The Inspiration of Matthew,

by Caravaggio

 

On the King's Errand

Devotional Reflections on Matthew's Gospel

 

Jesus Crowned King in Exile:  Mt.27:27 – 37 

 

27:27 Then the soldiers of the governor took Jesus into the Praetorium and gathered the whole Roman cohort around him. 28 They stripped him and put a scarlet robe on him. 29 And after twisting together a crown of thorns, they put it on his head, and a reed in his right hand; and they knelt down before him and mocked him, saying, ‘Hail, King of the Jews!’ 30 They spat on him, and took the reed and began to beat him on the head. 31 After they had mocked him, they took the scarlet robe off him and put his own garments back on him, and led him away to crucify him. 32 As they were coming out, they found a man of Cyrene named Simon, whom they pressed into service to bear his cross. 33 And when they came to a place called Golgotha, which means Place of a Skull, 34 they gave him wine to drink mixed with gall; and after tasting it, he was unwilling to drink. 35 And when they had crucified him, they divided up his garments among themselves by casting lots. 36 And sitting down, they began to keep watch over him there. 37 And above his head they put up the charge against him which read, ‘This is Jesus the King of the Jews.’

 

This small section begins with the Roman soldiers mocking Jesus as ‘King of the Jews’ (27:27 – 29).  It ends with mention of the Roman intimidation technique:  a public sign over the crucified Jesus declaring that this is what will happen to anyone else who claimed to be ‘King of the Jews’ and defy the Roman Emperor (27:37).  In between, we see all the elements of an execution squad intending to humiliate Jesus as much as possible.  The ‘whole Roman cohort’ (27:27) is the death squad.  They ‘strip’ Jesus and put a scarlet robe on him (27:28) to mock his claim to royalty.  They bend thorny branches into a crown and force it down upon his head (27:29).  They give him a thin stick as a mock scepter (27:29).  They kneel down before him (27:29), probably not knowing what was more uproariously funny – either that this defeated man claimed to be a ‘King,’ or that the Jewish people would be so pathetic that some of them put their hope in this weakling.  Then they grab the thin stick and whack him on the head with it, surely driving the thorns deeper.  They force another Jew, Simon of Cyrene, to carry Jesus’ cross for a short distance, once again mocking Rome’s power over Israel and mocking Jesus’ apparent powerlessness to prevent them from treating other Jews – his supposed subjects – this way.  They crucify Jesus on that Roman cross, which was a torture device designed to stretch out a person’s death and make it as publicly humiliating as possible.  The only act which had an iota of kindness was the offer of a narcotic drink that would have dulled his senses.  Tellingly, Jesus refused that.  He was going to be fully present.
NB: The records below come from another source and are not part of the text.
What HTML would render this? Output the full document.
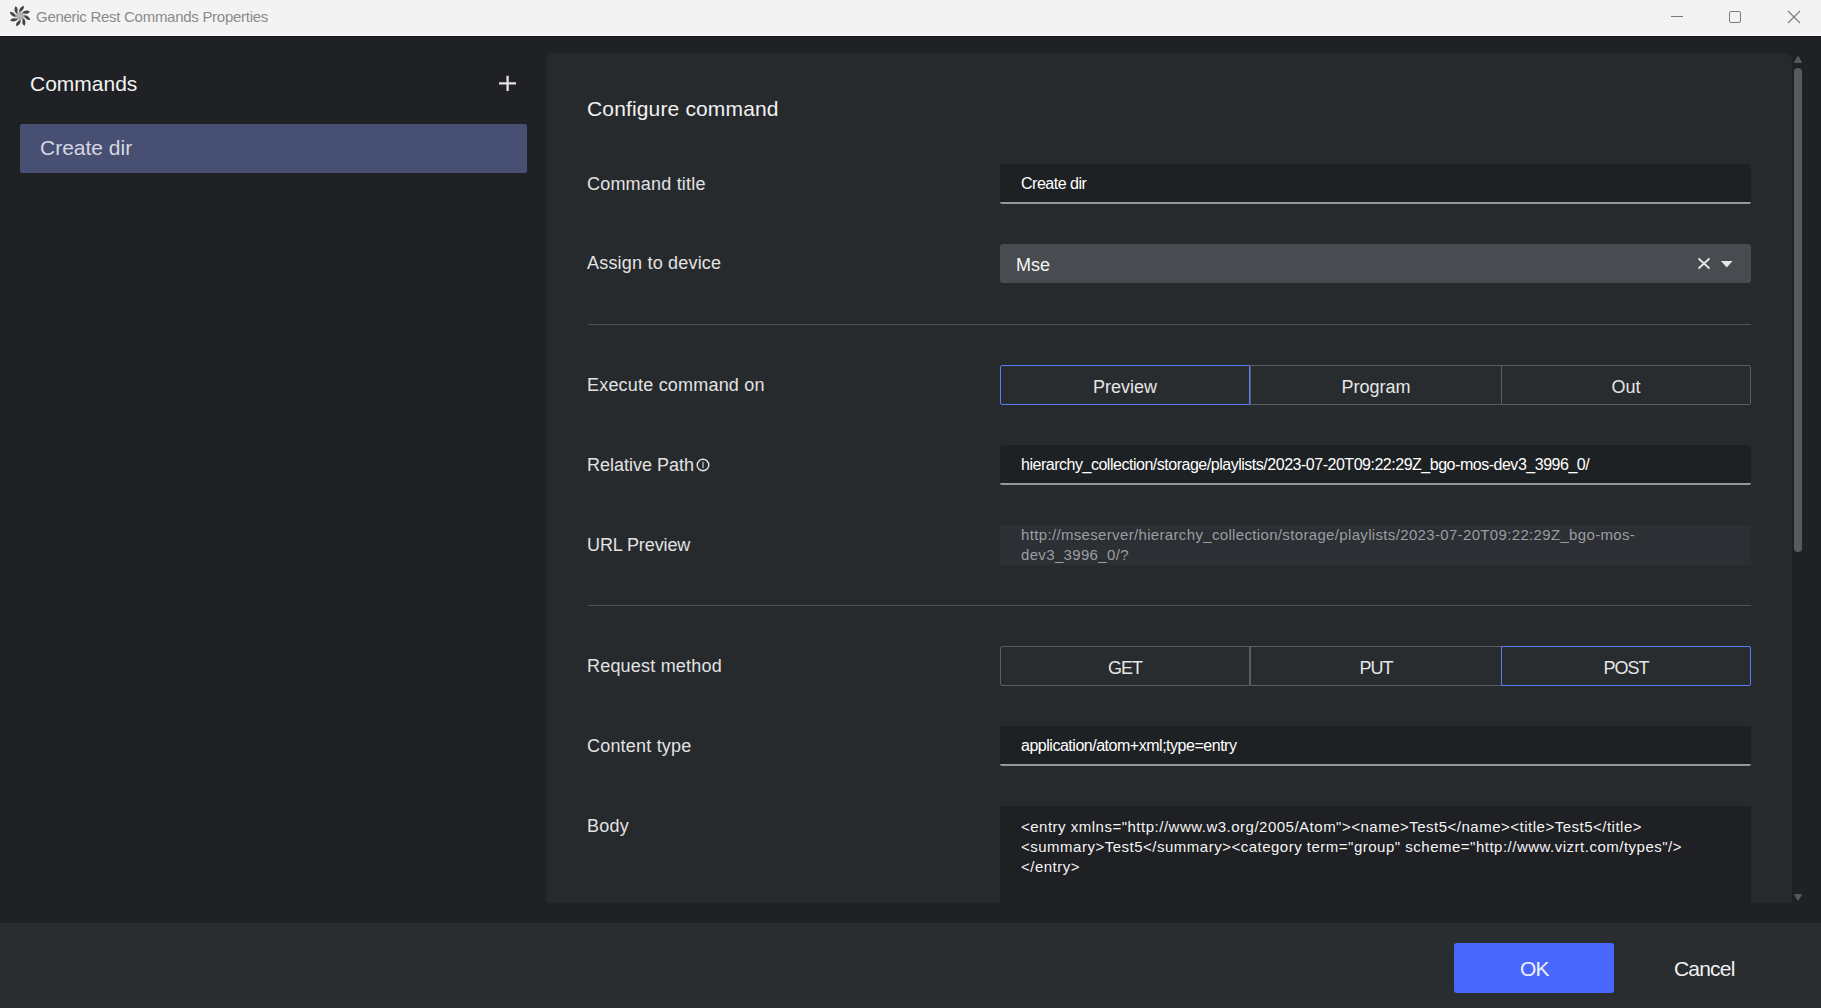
<!DOCTYPE html>
<html><head><meta charset="utf-8">
<style>
*{margin:0;padding:0;box-sizing:border-box}
html,body{width:1821px;height:1008px;overflow:hidden;background:#1f2125;font-family:"Liberation Sans",sans-serif}
.a{position:absolute}
.nw{white-space:nowrap;line-height:1}
#titlebar{left:0;top:0;width:1821px;height:35px;background:#f3f3f3}
#tline{left:0;top:35px;width:1821px;height:1px;background:#ffffff}
#tdark{left:0;top:36px;width:1821px;height:1px;background:#16191d}
.ttl{left:36px;top:9px;font-size:15px;color:#8a8a8a;letter-spacing:-0.28px}
.lbl{color:#e2e2e2;font-size:18px;left:587px;letter-spacing:0.2px}
#panel{left:547px;top:53px;width:1245px;height:850px;background:#262a2d;border-radius:7px 7px 0 0}
.inp{left:1000px;width:751px;height:40px;background:#1e2124;border-bottom:2px solid #979797;border-radius:2px 2px 2px 2px;background-clip:padding-box}
.txt{left:1021px;color:#ffffff;font-size:16px;letter-spacing:-0.48px;margin-top:1px}
.seg{height:40px;top:0;border:1px solid #5a5d61;background:#282c2f;color:#e6e6e6;font-size:18px;text-align:center;line-height:38px;padding-top:2px}
.act{border-color:#5c7cf6}
.div{left:588px;width:1163px;height:1px;background:#505357}
#footer{left:0;top:923px;width:1821px;height:85px;background:#2a2d30}
</style></head><body>
<div class="a" id="titlebar"></div>
<div class="a" id="tline"></div>
<div class="a" id="tdark"></div>
<svg class="a" style="left:8px;top:4px" width="24" height="24" viewBox="-12 -12 24 24"><circle r="3.6" fill="#b4b4b4"/><g fill="#9a9a9a"><path d="M -2.2,-3.4 C -1.4,-3.9 -0.9,-4.4 -0.5,-5.2 L 0.1,-5 C -0.3,-3.6 -0.8,-2.5 -1.5,-1.8 Z" transform="rotate(-22)"/><path d="M -2.2,-3.4 C -1.4,-3.9 -0.9,-4.4 -0.5,-5.2 L 0.1,-5 C -0.3,-3.6 -0.8,-2.5 -1.5,-1.8 Z" transform="rotate(23)"/><path d="M -2.2,-3.4 C -1.4,-3.9 -0.9,-4.4 -0.5,-5.2 L 0.1,-5 C -0.3,-3.6 -0.8,-2.5 -1.5,-1.8 Z" transform="rotate(68)"/><path d="M -2.2,-3.4 C -1.4,-3.9 -0.9,-4.4 -0.5,-5.2 L 0.1,-5 C -0.3,-3.6 -0.8,-2.5 -1.5,-1.8 Z" transform="rotate(113)"/><path d="M -2.2,-3.4 C -1.4,-3.9 -0.9,-4.4 -0.5,-5.2 L 0.1,-5 C -0.3,-3.6 -0.8,-2.5 -1.5,-1.8 Z" transform="rotate(158)"/><path d="M -2.2,-3.4 C -1.4,-3.9 -0.9,-4.4 -0.5,-5.2 L 0.1,-5 C -0.3,-3.6 -0.8,-2.5 -1.5,-1.8 Z" transform="rotate(203)"/><path d="M -2.2,-3.4 C -1.4,-3.9 -0.9,-4.4 -0.5,-5.2 L 0.1,-5 C -0.3,-3.6 -0.8,-2.5 -1.5,-1.8 Z" transform="rotate(248)"/><path d="M -2.2,-3.4 C -1.4,-3.9 -0.9,-4.4 -0.5,-5.2 L 0.1,-5 C -0.3,-3.6 -0.8,-2.5 -1.5,-1.8 Z" transform="rotate(293)"/></g><g fill="#464646"><path d="M -2.2,-3.4 C -3.6,-5.5 -3.2,-8.8 -0.6,-10.8 C 0.9,-9.4 0.8,-7 -0.6,-5.2 C -1,-4.5 -1.6,-3.9 -2.2,-3.4 Z" transform="rotate(-22)"/><path d="M -2.2,-3.4 C -3.6,-5.5 -3.2,-8.8 -0.6,-10.8 C 0.9,-9.4 0.8,-7 -0.6,-5.2 C -1,-4.5 -1.6,-3.9 -2.2,-3.4 Z" transform="rotate(23)"/><path d="M -2.2,-3.4 C -3.6,-5.5 -3.2,-8.8 -0.6,-10.8 C 0.9,-9.4 0.8,-7 -0.6,-5.2 C -1,-4.5 -1.6,-3.9 -2.2,-3.4 Z" transform="rotate(68)"/><path d="M -2.2,-3.4 C -3.6,-5.5 -3.2,-8.8 -0.6,-10.8 C 0.9,-9.4 0.8,-7 -0.6,-5.2 C -1,-4.5 -1.6,-3.9 -2.2,-3.4 Z" transform="rotate(113)"/><path d="M -2.2,-3.4 C -3.6,-5.5 -3.2,-8.8 -0.6,-10.8 C 0.9,-9.4 0.8,-7 -0.6,-5.2 C -1,-4.5 -1.6,-3.9 -2.2,-3.4 Z" transform="rotate(158)"/><path d="M -2.2,-3.4 C -3.6,-5.5 -3.2,-8.8 -0.6,-10.8 C 0.9,-9.4 0.8,-7 -0.6,-5.2 C -1,-4.5 -1.6,-3.9 -2.2,-3.4 Z" transform="rotate(203)"/><path d="M -2.2,-3.4 C -3.6,-5.5 -3.2,-8.8 -0.6,-10.8 C 0.9,-9.4 0.8,-7 -0.6,-5.2 C -1,-4.5 -1.6,-3.9 -2.2,-3.4 Z" transform="rotate(248)"/><path d="M -2.2,-3.4 C -3.6,-5.5 -3.2,-8.8 -0.6,-10.8 C 0.9,-9.4 0.8,-7 -0.6,-5.2 C -1,-4.5 -1.6,-3.9 -2.2,-3.4 Z" transform="rotate(293)"/></g></svg>
<div class="a nw ttl">Generic Rest Commands Properties</div>
<!-- window controls -->
<div class="a" style="left:1671px;top:16px;width:12px;height:1px;background:#7a7a7a"></div>
<div class="a" style="left:1729px;top:11px;width:12px;height:12px;border:1px solid #7a7a7a;border-radius:2px"></div>
<svg class="a" style="left:1787px;top:10px" width="14" height="14" viewBox="0 0 14 14"><path d="M1,1 L13,13 M13,1 L1,13" stroke="#7a7a7a" stroke-width="1.1"/></svg>

<!-- sidebar -->
<div class="a nw" style="left:30px;top:73px;font-size:21px;color:#f2f2f2">Commands</div>
<svg class="a" style="left:495px;top:72px" width="24" height="24" viewBox="0 0 24 24"><path d="M4,11.4 L21,11.4 M12.6,3.8 L12.6,19" stroke="#e4e4e4" stroke-width="2.3"/></svg>
<div class="a" style="left:20px;top:124px;width:507px;height:49px;background:#474f73;border-radius:2px"></div>
<div class="a nw" style="left:40px;top:137px;font-size:21px;color:#d6d8e2">Create dir</div>

<!-- panel -->
<div class="a" id="panel"></div>
<div class="a nw" style="left:587px;top:98px;font-size:21px;color:#f2f2f2;letter-spacing:0.15px">Configure command</div>

<div class="a nw lbl" style="top:175px">Command title</div>
<div class="a inp" style="top:164px"></div>
<div class="a nw txt" style="top:175px">Create dir</div>

<div class="a nw lbl" style="top:254px">Assign to device</div>
<div class="a" style="left:1000px;top:244px;width:751px;height:39px;background:#484b4f;border-radius:3px"></div>
<div class="a nw" style="left:1016px;top:256px;font-size:18px;color:#f4f4f4">Mse</div>
<svg class="a" style="left:1696px;top:256px" width="40" height="15" viewBox="0 0 40 15">
 <path d="M2.5,2.5 L13.5,12.5 M13.5,2.5 L2.5,12.5" stroke="#e8e8e8" stroke-width="1.7"/>
 <path d="M25,5 L36.5,5 L30.75,11.5 Z" fill="#e8e8e8"/>
</svg>

<div class="a div" style="top:324px"></div>

<div class="a nw lbl" style="top:376px">Execute command on</div>
<div class="a" style="left:1000px;top:365px;width:751px;height:40px">
 <div class="a nw seg" style="left:250px;width:252px;border-radius:0">Program</div>
 <div class="a nw seg" style="left:501px;width:250px;border-radius:0 2px 2px 0">Out</div>
 <div class="a nw seg act" style="left:0;width:250px;border-radius:2px 0 0 2px">Preview</div>
</div>

<div class="a nw lbl" style="top:456px;letter-spacing:0">Relative Path</div>
<svg class="a" style="left:696px;top:458px" width="14" height="14" viewBox="0 0 14 14">
 <circle cx="7" cy="7" r="5.8" fill="none" stroke="#e6e6e6" stroke-width="1.4"/>
 <path d="M7,3.8 L7,10.2" stroke="#dcdcdc" stroke-width="1.1"/>
</svg>
<div class="a inp" style="top:445px"></div>
<div class="a nw txt" style="top:456px">hierarchy_collection/storage/playlists/2023-07-20T09:22:29Z_bgo-mos-dev3_3996_0/</div>

<div class="a nw lbl" style="top:536px;letter-spacing:-0.1px">URL Preview</div>
<div class="a" style="left:1000px;top:525px;width:751px;height:40px;background:#2c2f33"></div>
<div class="a" style="left:1021px;top:525px;width:720px;font-size:15px;line-height:20px;color:#9b9ea2;letter-spacing:0.34px">http://mseserver/hierarchy_collection/storage/playlists/2023-07-20T09:22:29Z_bgo-mos-<br>dev3_3996_0/?</div>

<div class="a div" style="top:605px"></div>

<div class="a nw lbl" style="top:657px">Request method</div>
<div class="a" style="left:1000px;top:646px;width:751px;height:40px">
 <div class="a nw seg" style="left:0;width:250px;border-radius:2px 0 0 2px;letter-spacing:-1px">GET</div>
 <div class="a nw seg" style="left:250px;width:252px;border-radius:0;letter-spacing:-1px">PUT</div>
 <div class="a nw seg act" style="left:501px;width:250px;border-radius:0 2px 2px 0;letter-spacing:-1px">POST</div>
</div>

<div class="a nw lbl" style="top:737px">Content type</div>
<div class="a inp" style="top:726px"></div>
<div class="a nw txt" style="top:737px">application/atom+xml;type=entry</div>

<div class="a nw lbl" style="top:817px">Body</div>
<div class="a" style="left:1000px;top:806px;width:751px;height:97px;background:#1e2023"></div>
<div class="a" style="left:1021px;top:817px;width:720px;font-size:15px;line-height:20px;color:#f4f4f4;white-space:pre;letter-spacing:0.5px">&lt;entry xmlns="http://www.w3.org/2005/Atom"&gt;&lt;name&gt;Test5&lt;/name&gt;&lt;title&gt;Test5&lt;/title&gt;
&lt;summary&gt;Test5&lt;/summary&gt;&lt;category term="group" scheme="http://www.vizrt.com/types"/&gt;
&lt;/entry&gt;</div>

<!-- scrollbar -->
<svg class="a" style="left:1793px;top:55px" width="10" height="10" viewBox="0 0 10 10"><path d="M1.8,7.3 L5,1.8 L8.2,7.3 Z" fill="#55595d" stroke="#55595d" stroke-width="1.4" stroke-linejoin="round"/></svg>
<div class="a" style="left:1794px;top:68px;width:8px;height:484px;background:#575b5f;border-radius:4px"></div>
<svg class="a" style="left:1793px;top:893px" width="10" height="9" viewBox="0 0 10 9"><path d="M1.8,1.6 L8.2,1.6 L5,6.8 Z" fill="#55595d" stroke="#55595d" stroke-width="1.4" stroke-linejoin="round"/></svg>

<div class="a" id="footer"></div>
<div class="a" style="left:1454px;top:943px;width:160px;height:50px;background:#4a67fd;border-radius:3px"></div>
<div class="a nw" style="left:1520px;top:958px;font-size:21px;color:#eef0ff;letter-spacing:-0.8px">OK</div>
<div class="a nw" style="left:1674px;top:958px;font-size:21px;color:#f0f0f0;letter-spacing:-0.8px">Cancel</div>
</body></html>
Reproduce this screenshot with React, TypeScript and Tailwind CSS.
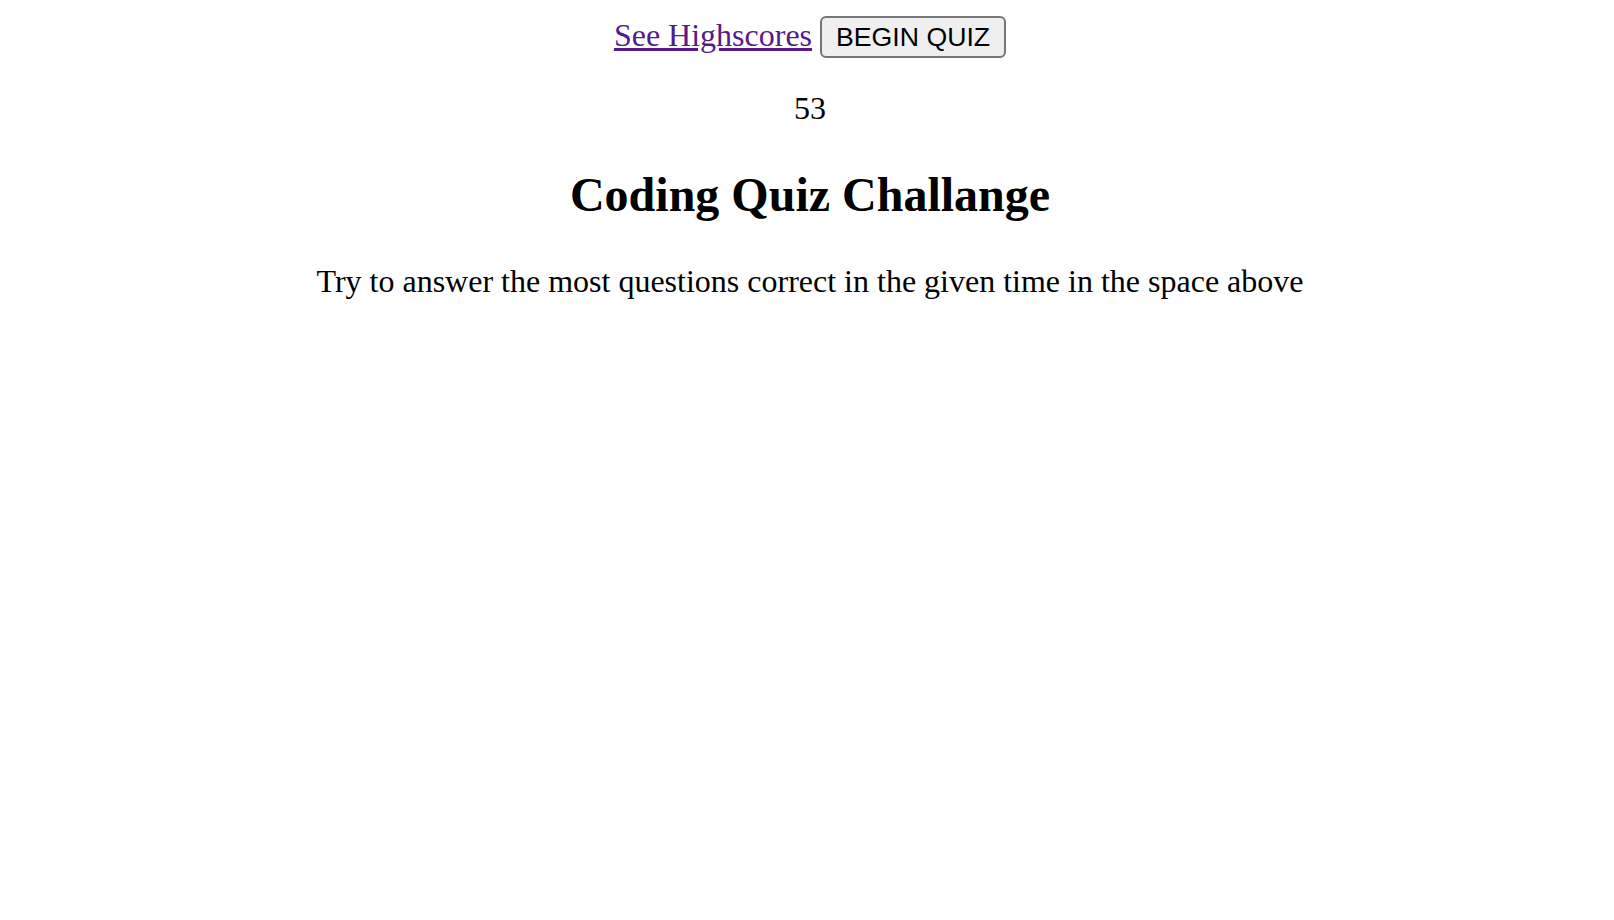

          Ironically, for Jesus, his crucifixion was his coronation in our world.  It’s when he was revealed as our rightful King.  Jesus had spoken of Daniel’s vision of ‘the coming of the Son of Man’ to the throne of God (Dan.7:13 – 14) and the sign that would authenticate it within one generation:  the destruction of the Jerusalem Temple (Dan.9:25 – 27) which wound up occurring in 70 AD (both Daniel references are quoted in Mt.24:3, 15, 27, 30, 39, 44, 48; 25:31).  Jesus is now being ‘crowned’ while experiencing utter rejection from those who should have been his reverent subjects.  Not because Jesus had to endure an invisible rejection from God the Father while all this was going on.  Precisely the opposite.  He was being utterly rejected by human beings because this is what we have done to God ever since the fall. 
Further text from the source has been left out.